Lunar Lake has officially launched at IFA.

 

Intel is promising that these new chips are faster than the new AMD HX 370 and more battery efficient than Qualcomm's Snapdragon X Elite. A ton of laptops in all sorts of thin form factors have been announced.

 

They're also claiming that gaming performance is significantly improved, beating out the Radeon 890M that is in the HX 370. That bodes well for the new MSI Claw that will utalize lunar lake.

 

Unfortunately, we don't have any third party benchmarks or performance testing yet, so at this point we kind of have to take Intel's word for it. Many of the new laptops should be shipping this month, so we should start to get real numbers soon.

 

 

It's an exciting time in the laptop chipset space. New ARM based windows machines, important new releases from Intel and AMD, and lots of lofty promises all around.

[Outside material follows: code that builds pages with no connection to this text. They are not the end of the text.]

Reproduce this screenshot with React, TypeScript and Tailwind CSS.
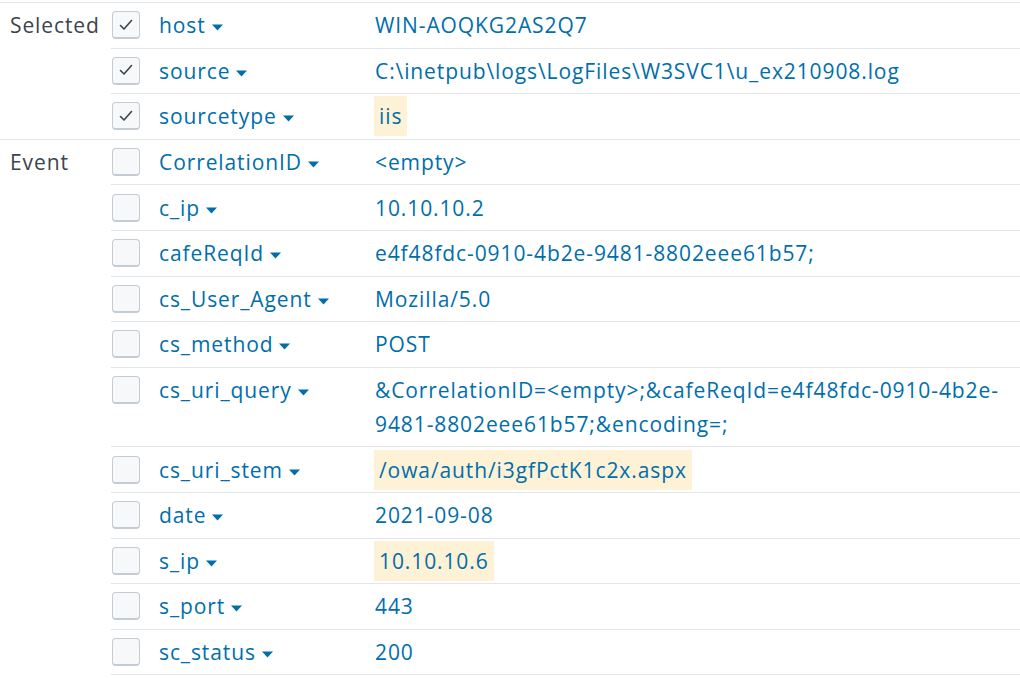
import React from "react";

type Field = {
  name: string;
  value: string;
  checked?: boolean;
  highlight?: boolean;
};

type Group = {
  label: string;
  fields: Field[];
  closed?: boolean;
};

const groups: Group[] = [
  {
    label: "Selected",
    closed: true,
    fields: [
      { name: "host", value: "WIN-AOQKG2AS2Q7", checked: true },
      {
        name: "source",
        value: "C:\\inetpub\\logs\\LogFiles\\W3SVC1\\u_ex210908.log",
        checked: true,
      },
      { name: "sourcetype", value: "iis", checked: true, highlight: true },
    ],
  },
  {
    label: "Event",
    fields: [
      { name: "CorrelationID", value: "<empty>" },
      { name: "c_ip", value: "10.10.10.2" },
      { name: "cafeReqId", value: "e4f48fdc-0910-4b2e-9481-8802eee61b57;" },
      { name: "cs_User_Agent", value: "Mozilla/5.0" },
      { name: "cs_method", value: "POST" },
      {
        name: "cs_uri_query",
        value:
          "&CorrelationID=<empty>;&cafeReqId=e4f48fdc-0910-4b2e-9481-8802eee61b57;&encoding=;",
      },
      { name: "cs_uri_stem", value: "/owa/auth/i3gfPctK1c2x.aspx", highlight: true },
      { name: "date", value: "2021-09-08" },
      { name: "s_ip", value: "10.10.10.6", highlight: true },
      { name: "s_port", value: "443" },
      { name: "sc_status", value: "200" },
    ],
  },
];

const Caret = () => (
  <svg width="11" height="7" viewBox="0 0 11 7" className="ml-[6px] inline-block align-middle">
    <path d="M0 0.5 H11 L5.5 6.5 Z" fill="#006eaa" />
  </svg>
);

const CheckBox = ({ checked }: { checked?: boolean }) => (
  <div className="mt-[3px] flex h-[28px] w-[28px] items-center justify-center rounded-[4px] border border-[#c3cbd4] border-b-2 bg-[#f7f8fa]">
    {checked && (
      <svg width="14" height="12" viewBox="0 0 14 12">
        <path d="M1.5 6.5 L5 10 L12.5 1.5" fill="none" stroke="#3c444d" strokeWidth="1.6" strokeLinecap="round" strokeLinejoin="round" />
      </svg>
    )}
  </div>
);

const FieldRow = ({ field, last }: { field: Field; last: boolean }) => (
  <div className={"flex py-[5.3px] " + (last ? "" : "border-b border-[#e1e6eb]")}>
    <div className="w-[48px] shrink-0 pl-[1px]">
      <CheckBox checked={field.checked} />
    </div>
    <div className="w-[216px] shrink-0 whitespace-nowrap text-[#006eaa]">
      {field.name}
      <Caret />
    </div>
    <div className="min-w-0 flex-1 pr-[6px] text-[#006eaa]">
      {field.highlight ? (
        <span className="-ml-[1px] bg-[#fdf1d6] px-[5px] py-[6px]">{field.value}</span>
      ) : (
        field.value
      )}
    </div>
  </div>
);

export default function App() {
  return (
    <div
      className="mt-[2px] w-[1020px] border-t border-[#e1e6eb] bg-white text-[21px] leading-[34px] tracking-[0.9px]"
      style={{ fontFamily: '"Open Sans", sans-serif' }}
    >
      {groups.map((group) => (
        <div
          key={group.label}
          className={"flex " + (group.closed ? "border-b border-[#e1e6eb]" : "")}
        >
          <div className="w-[111px] shrink-0 pl-[10px] pt-[5.3px] text-[#3c444d]">
            {group.label}
          </div>
          <div className="min-w-0 flex-1">
            {group.fields.map((f, i) => (
              <FieldRow
                key={f.name}
                field={f}
                last={group.closed ? i === group.fields.length - 1 : false}
              />
            ))}
          </div>
        </div>
      ))}
    </div>
  );
}
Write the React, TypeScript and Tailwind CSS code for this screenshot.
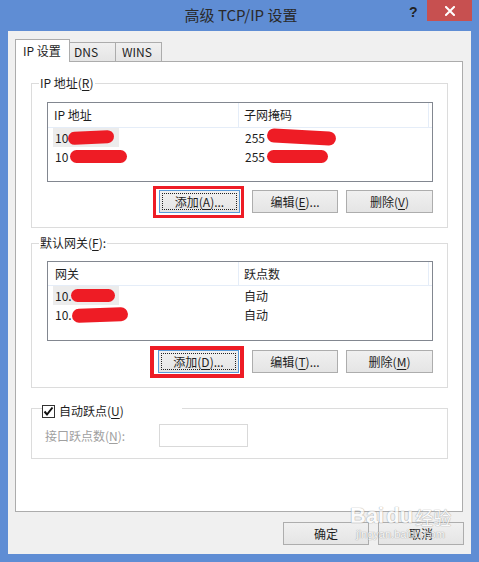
import React from "react";

const U = ({ children }: { children: React.ReactNode }) => (
  <span className="underline underline-offset-[2px] decoration-[1px]">{children}</span>
);

function Btn({ children, className = "" }: { children: React.ReactNode; className?: string }) {
  return (
    <div
      className={
        "h-[23px] border border-[#adadad] bg-gradient-to-b from-[#f0f0f0] to-[#e5e5e5] flex items-center justify-center text-[12px] leading-[16px] text-[#1e1e1e] " +
        className
      }
    >
      {children}
    </div>
  );
}

function FocusBtn({ children }: { children: React.ReactNode }) {
  return (
    <div className="w-[81px] h-[23px] border border-[#5b9bd8] bg-gradient-to-b from-[#f0f0f0] to-[#e5e5e5] p-[2px] text-[12px] leading-[16px] text-[#1e1e1e]">
      <div className="h-full border border-dotted border-[#222] flex items-center justify-center">{children}</div>
    </div>
  );
}

function Blob({ className }: { className: string }) {
  return <span className={"absolute bg-[#ee1c25] rounded-full " + className} />;
}

export default function App() {
  return (
    <div className="w-[479px] h-[562px] bg-[#5f8dd4] flex flex-col font-['Noto_Sans_CJK_SC',sans-serif] text-[#1e1e1e] relative overflow-hidden">
      {/* title bar */}
      <div className="h-[31px] shrink-0 flex items-start relative">
        <div className="flex-1 h-[30px] flex items-center justify-center text-[15px] leading-[20px] text-[#2a2a2a] pl-[3px]">
          高级 TCP/IP 设置
        </div>
        <div className="absolute left-[409px] top-[3px] text-[14px] font-bold leading-[18px] text-[#222] font-['Liberation_Sans',sans-serif]">?</div>
        <div className="absolute left-[427px] top-0 w-[45px] h-[21px] bg-[#c75050] flex items-center justify-center">
          <svg width="10" height="10" viewBox="0 0 10 10">
            <path d="M1 1 L9 9 M9 1 L1 9" stroke="#fff" strokeWidth="2" strokeLinecap="square" />
          </svg>
        </div>
      </div>

      {/* client area */}
      <div className="mx-[8px] h-[523px] bg-[#f0f0f0] flex flex-col pt-[8px]">
        {/* tabs */}
        <div className="ml-[7px] flex items-end h-[22px] relative z-10">
          <div className="w-[55px] h-[23px] -mb-[1px] border border-b-0 border-[#acacac] bg-white flex items-start pt-[3px] pl-[7px] text-[12px] leading-[16px]">
            IP 设置
          </div>
          <div className="w-[46px] h-[19px] border border-l-0 border-b-0 border-[#acacac] bg-gradient-to-b from-[#f0f0f0] to-[#e5e5e5] flex items-center pl-[4px] text-[12px] leading-[16px]">
            DNS
          </div>
          <div className="w-[46px] h-[19px] border border-l-0 border-b-0 border-[#acacac] bg-gradient-to-b from-[#f0f0f0] to-[#e5e5e5] flex items-center pl-[6px] text-[12px] leading-[16px]">
            WINS
          </div>
        </div>

        {/* panel */}
        <div className="ml-[7px] w-[448px] h-[451px] border border-[#acacac] bg-white flex flex-col text-[12px] leading-[16px]">
          {/* group 1 */}
          <div className="ml-[15px] mt-[21px] w-[417px] h-[145px] border border-[#dcdcdc] flex flex-col">
            <div className="-mt-[9px] ml-[7px] px-[1px] bg-white w-fit h-[16px]">
              IP 地址(<U>R</U>)
            </div>
            <div className="ml-[15px] mt-[11px] w-[386px] h-[80px] border border-[#828790] flex flex-col">
              <div className="flex h-[25px] border-b border-[#e5edf8] shrink-0">
                <div className="w-[191px] border-r border-[#e5edf8] pl-[6px] flex items-center">IP 地址</div>
                <div className="w-[190px] border-r border-[#e5edf8] pl-[5px] flex items-center">子网掩码</div>
              </div>
              <div className="flex h-[19px]">
                <div className="w-[191px] pl-[5px] flex">
                  <div className="w-[66px] h-[19px] bg-[#ececec] pl-[2px] flex items-center relative">
                    10
                    <Blob className="left-[15px] top-[3px] w-[46px] h-[13px] rotate-[-3deg]" />
                  </div>
                </div>
                <div className="pl-[6px] flex items-center relative w-[190px]">
                  255
                  <Blob className="left-[28px] top-[2px] w-[69px] h-[14px] rotate-[3deg]" />
                </div>
              </div>
              <div className="flex h-[19px]">
                <div className="w-[191px] pl-[7px] flex items-center relative">
                  10
                  <Blob className="left-[22px] top-[3px] w-[57px] h-[13px]" />
                </div>
                <div className="pl-[6px] flex items-center relative w-[190px]">
                  255
                  <Blob className="left-[28px] top-[3px] w-[61px] h-[13px]" />
                </div>
              </div>
            </div>
            <div className="ml-[15px] mt-[8px] w-[386px] h-[23px] flex items-start justify-end">
              <div className="-mt-[4px] h-[32px] border-[3px] border-[#ee1c25] pt-[1px] pl-[3px] pr-[1px]">
                <FocusBtn>
                  添加(<U>A</U>)...
                </FocusBtn>
              </div>
              <Btn className="ml-[8px] w-[86px]">
                编辑(<U>E</U>)...
              </Btn>
              <Btn className="ml-[8px] w-[87px]">
                删除(<U>V</U>)
              </Btn>
            </div>
          </div>

          {/* group 2 */}
          <div className="ml-[15px] mt-[15px] w-[417px] h-[145px] border border-[#dcdcdc] flex flex-col">
            <div className="-mt-[9px] ml-[7px] px-[1px] bg-white w-fit h-[16px]">
              默认网关(<U>F</U>):
            </div>
            <div className="ml-[15px] mt-[10px] w-[386px] h-[80px] border border-[#828790] flex flex-col">
              <div className="flex h-[24px] border-b border-[#e5edf8] shrink-0">
                <div className="w-[191px] border-r border-[#e5edf8] pl-[7px] flex items-center">网关</div>
                <div className="w-[190px] border-r border-[#e5edf8] pl-[5px] flex items-center">跃点数</div>
              </div>
              <div className="flex h-[19px]">
                <div className="w-[191px] pl-[5px] flex">
                  <div className="w-[66px] h-[19px] bg-[#ececec] pl-[2px] flex items-center relative">
                    10.
                    <Blob className="left-[18px] top-[3px] w-[44px] h-[13px]" />
                  </div>
                </div>
                <div className="pl-[5px] flex items-center w-[190px]">自动</div>
              </div>
              <div className="flex h-[19px]">
                <div className="w-[191px] pl-[7px] flex items-center relative">
                  10.
                  <Blob className="left-[24px] top-[3px] w-[56px] h-[14px] rotate-[-2deg]" />
                </div>
                <div className="pl-[5px] flex items-center w-[190px]">自动</div>
              </div>
            </div>
            <div className="ml-[15px] mt-[9px] w-[386px] h-[23px] flex items-start justify-end">
              <div className="-mt-[4px] h-[32px] border-[4px] border-[#ee1c25] pl-[4px] pr-[1px]">
                <FocusBtn>
                  添加(<U>D</U>)...
                </FocusBtn>
              </div>
              <Btn className="ml-[8px] w-[86px]">
                编辑(<U>T</U>)...
              </Btn>
              <Btn className="ml-[8px] w-[87px]">
                删除(<U>M</U>)
              </Btn>
            </div>
          </div>

          {/* group 3 */}
          <div className="ml-[15px] mt-[20px] w-[417px] h-[51px] border border-[#dcdcdc] flex flex-col">
            <div className="-mt-[6px] ml-[10px] w-[140px] h-[16px] bg-white flex items-center gap-[4px]">
              <div className="w-[13px] h-[13px] border border-[#333] bg-white flex items-center justify-center">
                <svg width="11" height="11" viewBox="0 0 11 11">
                  <path d="M1.5 5.5 L4 8.5 L9.5 1.5" stroke="#111" strokeWidth="2" fill="none" />
                </svg>
              </div>
              <span>
                自动跃点(<U>U</U>)
              </span>
            </div>
            <div className="mt-[5px] ml-[13px] h-[23px] flex items-center text-[#a0a0a0]">
              <div className="w-[114px]">
                接口跃点数(<U>N</U>):
              </div>
              <div className="w-[89px] h-[23px] border border-[#d9d9d9] bg-white" />
            </div>
          </div>
        </div>

        {/* bottom buttons */}
        <div className="mt-[10px] pr-[7px] flex justify-end gap-[9px]">
          <Btn className="w-[86px]">确定</Btn>
          <Btn className="w-[86px]">取消</Btn>
        </div>
      </div>

      {/* watermark */}
      <div className="absolute left-[350px] top-[504px] flex flex-col items-center pointer-events-none opacity-70">
        <div className="flex items-end text-white [text-shadow:0_0_1px_#888,0_0_1px_#888] font-['Liberation_Sans',sans-serif]">
          <span className="text-[22px] font-bold leading-[24px]">Bai</span>
          <span className="text-[22px] font-bold leading-[24px] ml-[2px]">du</span>
          <span className="text-[18px] leading-[22px] ml-[2px] font-['Noto_Sans_CJK_SC',sans-serif]">经验</span>
        </div>
        <div className="text-[11px] leading-[13px] text-white [text-shadow:0_0_1px_#888,0_0_1px_#888] font-['Liberation_Sans',sans-serif]">
          jingyan.baidu.com
        </div>
      </div>
    </div>
  );
}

I was excited at the idea of a new ARM laptop, but compatibility issues have me scared away for now, so I'm looking for a nice convertible laptop with an OLED screen and a fancy new chip. Right now I'm considering an Asus ProArt PX13, but I'm not sure if I want the dedicated GPU that one comes with. I'm also waiting to see if lunar lake really stacks up. If Intel really delivers, maybe the HP Omnibook Ultra Flip, though the port selection kinda sucks.